RPAを導入するとメリットを得られるが、なぜ慎重に?
RPAはロボットが業務を処理することから、導入することによって業務の効率化が期待できます。しかしながら、中にはRPAの導入に慎重な姿勢を見せる企業もあるのです。
導入することによってメリットが得られやすいRPAですが、なぜ導入に対して慎重になってしまうのでしょうか。その理由について詳しくみていくことにしましょう。

従業員の理解が得られにくい
企業がRPAの導入に対して慎重になる理由としては、従業員の理解が得られにくいことがあげられます。
RPAの特徴は、事務的な作業をロボットが処理し、それによって業務の効率化が見込めることです。
経営者の立場から見た場合、RPAの導入によって大きなメリットを得ることができますが、従業員の立場から見ると、ロボットが業務を処理すると言うことが人員の削減につながるのではないか、と不安に感じてしまうことがあります。
従業員にとって、現在処理している業務がRPAに取って代わることは、自分の業務がなくなってしまうことを意味するために、RPAの導入に対して反対することがあるかもしれません。
このような事態を防ぐためには、従業員に対してRPAを導入する理由を明確に説明する必要があります。
例えば、「RPAを導入する理由は、従業員から仕事を奪うのではなく、単純な作業をRPAに任せて創造性の高い業務に専念してもらうためである」と説明すれば、従業員もRPAの導入について納得するのではないでしょうか。
本当に効率的かどうかが疑問
また、RPAの導入に慎重になる理由としては、「本当に効率的かどうかが疑問」ということがあげられます。
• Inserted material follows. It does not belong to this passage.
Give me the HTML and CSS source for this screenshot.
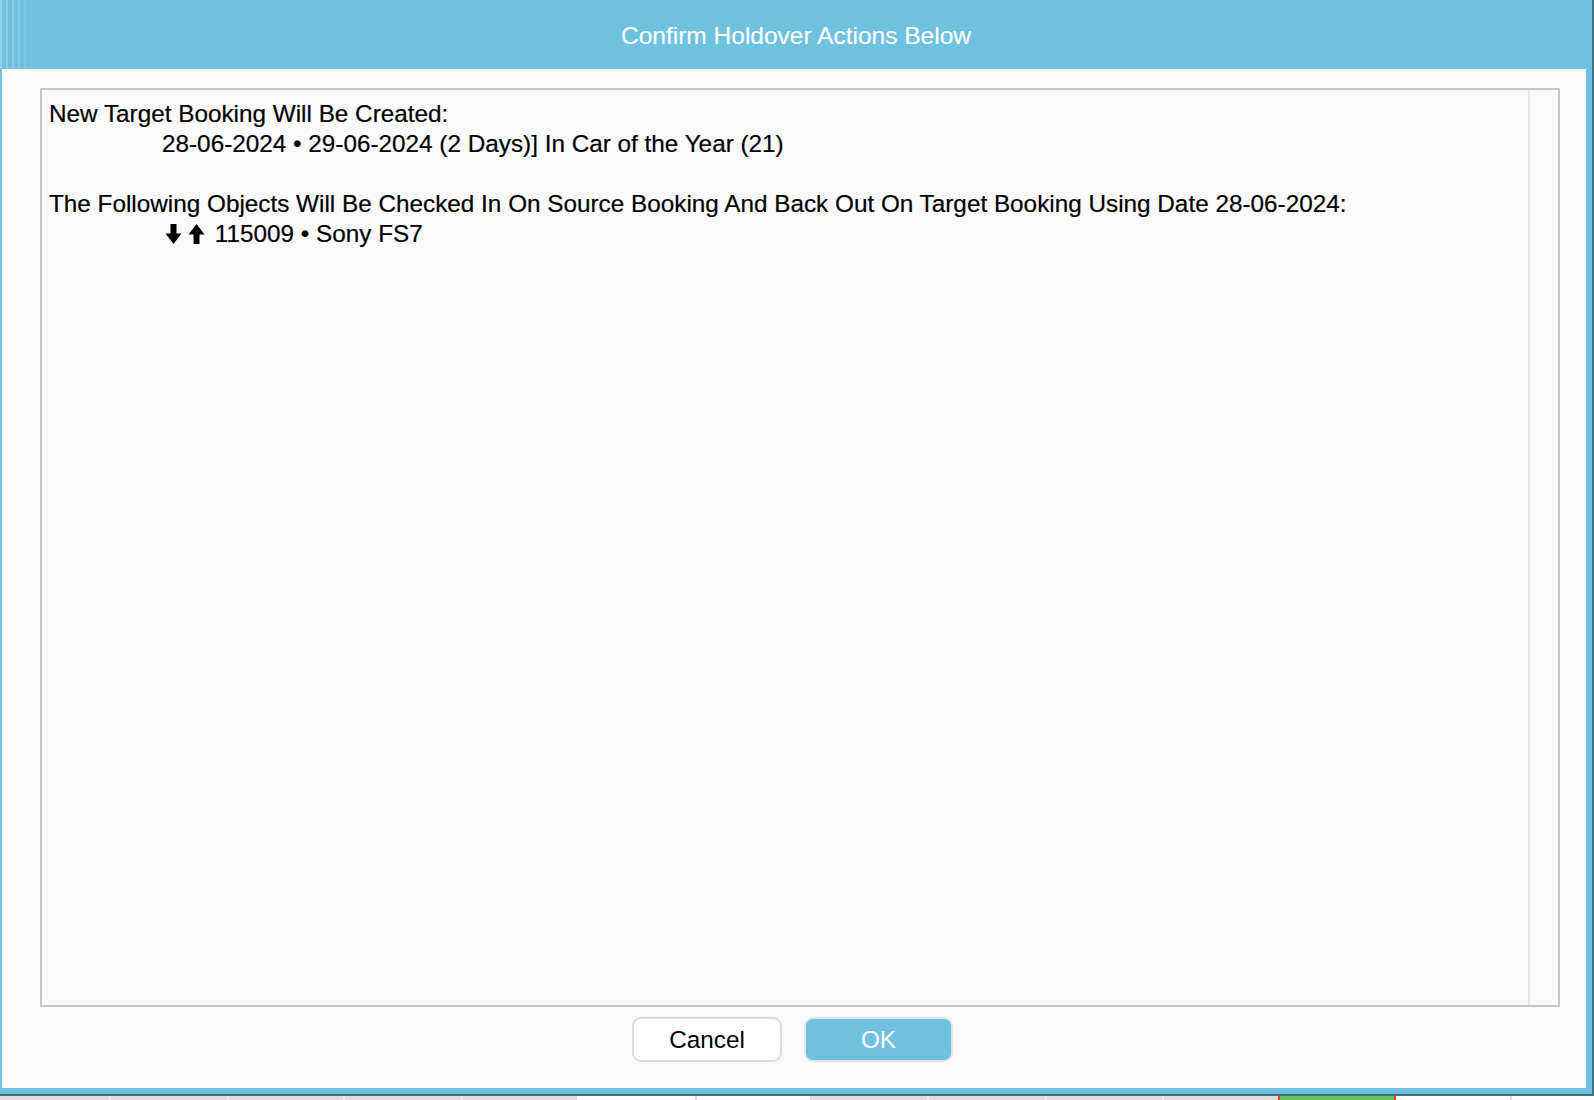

RPAに対して効率性を期待しにくい理由としては、突発的な不具合の発生があります。
RPAは人間が定めたルールに基づいて業務を処理していきますが、業務の処理中に例外的な事例が発生することがあります。そのような場合は、RPAが業務を処理できず、RPAの処理がストップしてしまうこともあるのです。
先ほど、RPAは人間が定めたルールに基づいて業務を処理すると説明しましたが、仮にルールそのものに誤りがある場合、RPAとしては正しいルールにのっとって業務を処理しているため、結果として業務を誤ったまま処理し続けることもありえます。
上記のようなトラブルを防ぐためには、RPAが正しく業務を処理できるように、ルールを定める人間がRPAに対してルールを正しく認識させることが重要となります。試験的なRPAの導入も活用しながら、RPAが誤動作を起こさないように対策を講じておくことが大切です。
導入費用が高額になる場合も
そのほか、RPAの導入に慎重になる理由としては、費用が高額ということがあげられます。
ロボットをデスクトップ内で作動させるデスクトップ型のRPAは価格が低めに設定されている反面、ロボットがサーバー内で作動し、複数のロボットを管理するサーバー型RPAは価格が高めに設定されています。
日経クロステックのサイトによると、20万円台で利用できるRPAもあれば、年間のライセンス費用が1000万円を超えるRPAもあり、その価格帯はまさに多様と言えます。
RPAの導入費用が年間数十万円から100万円前後であれば、RPAを導入するハードルは低めと言えますが、RPAの導入費用が年間で1000万円を超える場合、導入に対する費用対効果が十分に期待できるかどうか、という点が懸念材料になるかもしれません。
そのため、RPAの導入コストとRPAの導入によるコストの削減額をあらかじめ比較しておくことがポイントとなります。
規模の大きな企業であれば、RPAの導入コストが高額でも、RPA導入によるコスト削減額の方が上回る場合もあります。費用を削減する効果が期待できそうであれば、RPAの導入を検討すると良いでしょう。
RPAのような新しいサービスを導入する場合、導入効果が十分に期待できるかどうか、という点を不安視するかもしれませんが、RPAを導入するメリットが期待できるならば、不安材料を解決しながら導入を目指すことが賢い方法と言えるのではないでしょうか。